Biggest Myth About Guitar Playing (And How It Hurts Your Progress)

By Tom Hess

The following myth about guitar playing massively slows down your progress when you believe it: “There is no right or wrong way to do things”. Fact is, there (often) ARE. This doesn't mean there is only one right way, it simply means there are often wrong ways.

Don’t confuse making expressive musical choices that come from mastery with doing things at random, practicing sloppily or ignoring glaring weaknesses in your guitar playing.

Here are a few examples of how this attitude hurts your progress:

Using The Wrong Picking Style

Many guitar players continually use the same picking approach to play everything from scales to arpeggios to rhythm guitar riffs. This results in ineffective use of motion that prevents them from improving their speed and often leads to sloppy playing at higher levels. Picking like this makes your guitar playing weak in some areas and strong in others. This lack of balance leads to a lot of unnecessary frustration.

Practicing Guitar Speed Ineffectively

A lot of guitar players try to improve their overall playing speed using the conventional wisdom given to them by others.
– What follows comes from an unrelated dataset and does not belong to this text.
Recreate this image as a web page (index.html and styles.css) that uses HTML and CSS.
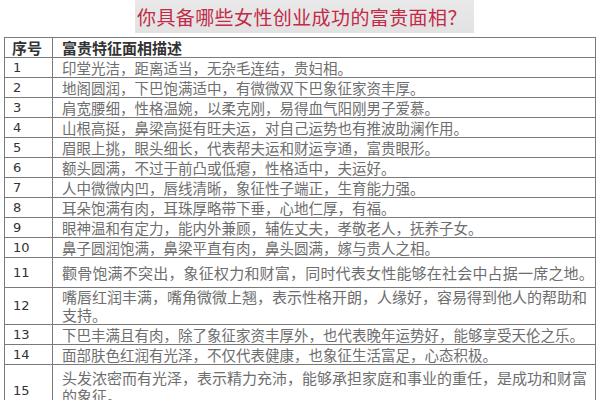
FILE: index.html
```html
<!DOCTYPE html>
<html lang="zh">
<head>
<meta charset="utf-8">
<link rel="stylesheet" href="styles.css">
</head>
<body>
<div class="title-bar"><h1 class="title">你具备哪些女性创业成功的富贵面相？</h1></div>
<table class="face-table">
  <colgroup><col class="c-num"><col class="c-desc"></colgroup>
  <tr class="head"><th>序号</th><th>富贵特征面相描述</th></tr>
  <tr><td class="num">1</td><td>印堂光洁，距离适当，无杂毛连结，贵妇相。</td></tr>
  <tr><td class="num">2</td><td>地阁圆润，下巴饱满适中，有微微双下巴象征家资丰厚。</td></tr>
  <tr><td class="num">3</td><td>肩宽腰细，性格温婉，以柔克刚，易得血气阳刚男子爱慕。</td></tr>
  <tr><td class="num">4</td><td>山根高挺，鼻梁高挺有旺夫运，对自己运势也有推波助澜作用。</td></tr>
  <tr><td class="num">5</td><td>眉眼上挑，眼头细长，代表帮夫运和财运亨通，富贵眼形。</td></tr>
  <tr><td class="num">6</td><td>额头圆满，不过于前凸或低瘪，性格适中，夫运好。</td></tr>
  <tr><td class="num">7</td><td>人中微微内凹，唇线清晰，象征性子端正，生育能力强。</td></tr>
  <tr><td class="num">8</td><td>耳朵饱满有肉，耳珠厚略带下垂，心地仁厚，有福。</td></tr>
  <tr><td class="num">9</td><td>眼神温和有定力，能内外兼顾，辅佐丈夫，孝敬老人，抚养子女。</td></tr>
  <tr><td class="num">10</td><td>鼻子圆润饱满，鼻梁平直有肉，鼻头圆满，嫁与贵人之相。</td></tr>
  <tr class="r11"><td class="num">11</td><td>颧骨饱满不突出，象征权力和财富，同时代表女性能够在社会中占据一席之地。</td></tr>
  <tr class="r12"><td class="num">12</td><td>嘴唇红润丰满，嘴角微微上翘，表示性格开朗，人缘好，容易得到他人的帮助和<br>支持。</td></tr>
  <tr><td class="num">13</td><td>下巴丰满且有肉，除了象征家资丰厚外，也代表晚年运势好，能够享受天伦之乐。</td></tr>
  <tr><td class="num">14</td><td>面部肤色红润有光泽，不仅代表健康，也象征生活富足，心态积极。</td></tr>
  <tr class="r15"><td class="num">15</td><td>头发浓密而有光泽，表示精力充沛，能够承担家庭和事业的重任，是成功和财富<br>的象征。</td></tr>
</table>
</body>
</html>
```

FILE: styles.css
```css
html, body {
  margin: 0;
  padding: 0;
  background: #ffffff;
}
body {
  width: 600px;
  height: 400px;
  overflow: hidden;
  font-family: "Noto Sans CJK SC", sans-serif;
}
.title-bar {
  margin-left: 135px;
  width: 339px;
  height: 33px;
  background: linear-gradient(#e9e9e9, #e2e2e2);
  display: flex;
  align-items: center;
}
.title {
  margin: 0 0 0 2px;
  font-size: 19px;
  font-weight: 400;
  color: #c22a48;
  line-height: 24px;
  letter-spacing: 0.4px;
  white-space: nowrap;
}
.face-table {
  margin: 4px 0 0 4px;
  width: 592px;
  border-collapse: collapse;
  table-layout: fixed;
  font-size: 14.5px;
  color: #6e6e6e;
}
.c-num { width: 48px; }
.face-table th,
.face-table td {
  border: 1.5px solid #7a7a7a;
  padding: 0 0 0 9px;
  height: 19px;
  line-height: 18px;
  text-align: left;
  vertical-align: middle;
  white-space: nowrap;
}
.face-table th {
  color: #333;
  font-weight: 700;
  font-size: 15px;
}
.face-table th:first-child {
  padding-left: 7px;
}
.face-table td.num {
  font-family: "DejaVu Sans", sans-serif;
  font-size: 13px;
  color: #333;
  padding-left: 8px;
}
.r11 td { height: 29px; font-size: 15px; letter-spacing: 0.2px; }
.r11 td.num { letter-spacing: 0; font-size: 13px; }
.r12 td { height: 36px; font-size: 15px; }
.r12 td.num { font-size: 13px; }
.r15 td { height: 40px; font-size: 15px; vertical-align: top; padding-top: 4px; }
.r15 td.num { font-size: 13px; vertical-align: middle; padding-top: 6px; }
```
They are told to start slow and get faster over time. This might help for a while, but eventually this approach leads you to a plateau. There are many right and wrong strategies for getting faster on guitar that apply in different situations based on your specific weaknesses. Using the correct one helps you overcome plateaus like this.

Using The Wrong Approach To Fretboard Visualization

When you learn how to visualize the fretboard incorrectly, you struggle to improvise and stay in key while playing guitar solos. When you learn the right way to master fretboard visualization, improvising becomes effortless and it is easy to connect guitar soloing phrases together all across the neck.

Trying To Clean Up Lead Guitar Mistakes Using The Wrong Approach

When you approach the task of cleaning up your guitar playing incorrectly, your playing remains sloppy and you never figure out why. Using the correct approach quickly identifies the main cause of string noise or sloppiness in your playing. This helps you understand exactly what and how to practice to clean it up.

Learn the right way to improve many areas of your guitar playing by taking this guitar playing test.

Author's Bio: 

About The Author:

Tom Hess is a highly successful guitar teacher, recording artist and virtuoso guitar player. He teaches guitar players from all over the world in his online guitar lessons. Visit his website to get free guitar playing resources and to read more guitar playing articles.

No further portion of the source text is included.